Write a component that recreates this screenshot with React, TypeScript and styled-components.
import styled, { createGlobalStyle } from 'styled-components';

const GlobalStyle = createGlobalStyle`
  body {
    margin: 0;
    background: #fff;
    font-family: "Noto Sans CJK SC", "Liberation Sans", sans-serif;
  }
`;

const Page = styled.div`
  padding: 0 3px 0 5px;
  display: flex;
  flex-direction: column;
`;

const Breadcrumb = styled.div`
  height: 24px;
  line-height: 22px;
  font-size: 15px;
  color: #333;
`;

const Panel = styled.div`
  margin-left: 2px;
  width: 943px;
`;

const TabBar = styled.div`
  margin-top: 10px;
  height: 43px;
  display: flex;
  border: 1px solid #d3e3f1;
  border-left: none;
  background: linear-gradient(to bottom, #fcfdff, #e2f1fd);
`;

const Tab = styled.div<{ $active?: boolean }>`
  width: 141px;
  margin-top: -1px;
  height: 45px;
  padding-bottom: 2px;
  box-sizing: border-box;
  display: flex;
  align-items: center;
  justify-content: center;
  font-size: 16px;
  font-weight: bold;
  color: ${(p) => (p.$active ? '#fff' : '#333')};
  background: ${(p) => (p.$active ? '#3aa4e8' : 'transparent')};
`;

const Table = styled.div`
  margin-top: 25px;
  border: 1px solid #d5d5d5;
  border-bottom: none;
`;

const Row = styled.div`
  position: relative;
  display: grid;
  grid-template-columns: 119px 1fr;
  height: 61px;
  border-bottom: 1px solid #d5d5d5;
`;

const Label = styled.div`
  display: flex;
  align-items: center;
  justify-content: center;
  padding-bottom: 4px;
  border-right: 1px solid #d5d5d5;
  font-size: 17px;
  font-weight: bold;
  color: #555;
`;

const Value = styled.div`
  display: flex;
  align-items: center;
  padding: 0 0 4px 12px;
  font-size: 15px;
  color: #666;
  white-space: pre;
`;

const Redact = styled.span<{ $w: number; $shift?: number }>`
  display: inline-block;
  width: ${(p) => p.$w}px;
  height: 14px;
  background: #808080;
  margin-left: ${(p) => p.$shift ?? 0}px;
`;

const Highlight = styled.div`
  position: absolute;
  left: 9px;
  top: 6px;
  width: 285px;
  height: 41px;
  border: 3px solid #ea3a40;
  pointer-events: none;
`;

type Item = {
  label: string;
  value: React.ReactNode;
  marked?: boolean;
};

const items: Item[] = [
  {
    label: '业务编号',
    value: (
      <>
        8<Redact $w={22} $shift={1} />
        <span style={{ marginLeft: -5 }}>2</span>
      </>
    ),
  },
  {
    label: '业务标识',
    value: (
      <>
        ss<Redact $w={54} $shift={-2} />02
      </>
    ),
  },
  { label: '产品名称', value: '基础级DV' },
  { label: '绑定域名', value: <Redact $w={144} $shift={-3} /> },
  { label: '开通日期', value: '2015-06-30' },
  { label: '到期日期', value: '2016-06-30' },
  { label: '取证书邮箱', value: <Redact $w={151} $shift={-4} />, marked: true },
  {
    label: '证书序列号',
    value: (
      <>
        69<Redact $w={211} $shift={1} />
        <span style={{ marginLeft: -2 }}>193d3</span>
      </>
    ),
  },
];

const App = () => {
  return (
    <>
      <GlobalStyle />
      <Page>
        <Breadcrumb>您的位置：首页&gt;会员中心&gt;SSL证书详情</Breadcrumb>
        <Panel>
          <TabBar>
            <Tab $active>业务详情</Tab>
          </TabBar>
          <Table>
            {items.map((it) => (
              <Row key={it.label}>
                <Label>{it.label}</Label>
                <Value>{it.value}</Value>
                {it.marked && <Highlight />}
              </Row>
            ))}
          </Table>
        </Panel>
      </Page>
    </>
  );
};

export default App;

Problem to work on: Copy every line verbatim.

Task answer:
Write a component that recreates this screenshot with React, TypeScript and styled-components.
import styled, { createGlobalStyle } from 'styled-components';

const GlobalStyle = createGlobalStyle`
  body {
    margin: 0;
    background: #fff;
    font-family: "Noto Sans CJK SC", "Liberation Sans", sans-serif;
  }
`;

const Page = styled.div`
  padding: 0 3px 0 5px;
  display: flex;
  flex-direction: column;
`;

const Breadcrumb = styled.div`
  height: 24px;
  line-height: 22px;
  font-size: 15px;
  color: #333;
`;

const Panel = styled.div`
  margin-left: 2px;
  width: 943px;
`;

const TabBar = styled.div`
  margin-top: 10px;
  height: 43px;
  display: flex;
  border: 1px solid #d3e3f1;
  border-left: none;
  background: linear-gradient(to bottom, #fcfdff, #e2f1fd);
`;

const Tab = styled.div<{ $active?: boolean }>`
  width: 141px;
  margin-top: -1px;
  height: 45px;
  padding-bottom: 2px;
  box-sizing: border-box;
  display: flex;
  align-items: center;
  justify-content: center;
  font-size: 16px;
  font-weight: bold;
  color: ${(p) => (p.$active ? '#fff' : '#333')};
  background: ${(p) => (p.$active ? '#3aa4e8' : 'transparent')};
`;

const Table = styled.div`
  margin-top: 25px;
  border: 1px solid #d5d5d5;
  border-bottom: none;
`;

const Row = styled.div`
  position: relative;
  display: grid;
  grid-template-columns: 119px 1fr;
  height: 61px;
  border-bottom: 1px solid #d5d5d5;
`;

const Label = styled.div`
  display: flex;
  align-items: center;
  justify-content: center;
  padding-bottom: 4px;
  border-right: 1px solid #d5d5d5;
  font-size: 17px;
  font-weight: bold;
  color: #555;
`;

const Value = styled.div`
  display: flex;
  align-items: center;
  padding: 0 0 4px 12px;
  font-size: 15px;
  color: #666;
  white-space: pre;
`;

const Redact = styled.span<{ $w: number; $shift?: number }>`
  display: inline-block;
  width: ${(p) => p.$w}px;
  height: 14px;
  background: #808080;
  margin-left: ${(p) => p.$shift ?? 0}px;
`;

const Highlight = styled.div`
  position: absolute;
  left: 9px;
  top: 6px;
  width: 285px;
  height: 41px;
  border: 3px solid #ea3a40;
  pointer-events: none;
`;

type Item = {
  label: string;
  value: React.ReactNode;
  marked?: boolean;
};

const items: Item[] = [
  {
    label: '业务编号',
    value: (
      <>
        8<Redact $w={22} $shift={1} />
        <span style={{ marginLeft: -5 }}>2</span>
      </>
    ),
  },
  {
    label: '业务标识',
    value: (
      <>
        ss<Redact $w={54} $shift={-2} />02
      </>
    ),
  },
  { label: '产品名称', value: '基础级DV' },
  { label: '绑定域名', value: <Redact $w={144} $shift={-3} /> },
  { label: '开通日期', value: '2015-06-30' },
  { label: '到期日期', value: '2016-06-30' },
  { label: '取证书邮箱', value: <Redact $w={151} $shift={-4} />, marked: true },
  {
    label: '证书序列号',
    value: (
      <>
        69<Redact $w={211} $shift={1} />
        <span style={{ marginLeft: -2 }}>193d3</span>
      </>
    ),
  },
];

const App = () => {
  return (
    <>
      <GlobalStyle />
      <Page>
        <Breadcrumb>您的位置：首页&gt;会员中心&gt;SSL证书详情</Breadcrumb>
        <Panel>
          <TabBar>
            <Tab $active>业务详情</Tab>
          </TabBar>
          <Table>
            {items.map((it) => (
              <Row key={it.label}>
                <Label>{it.label}</Label>
                <Value>{it.value}</Value>
                {it.marked && <Highlight />}
              </Row>
            ))}
          </Table>
        </Panel>
      </Page>
    </>
  );
};

export default App;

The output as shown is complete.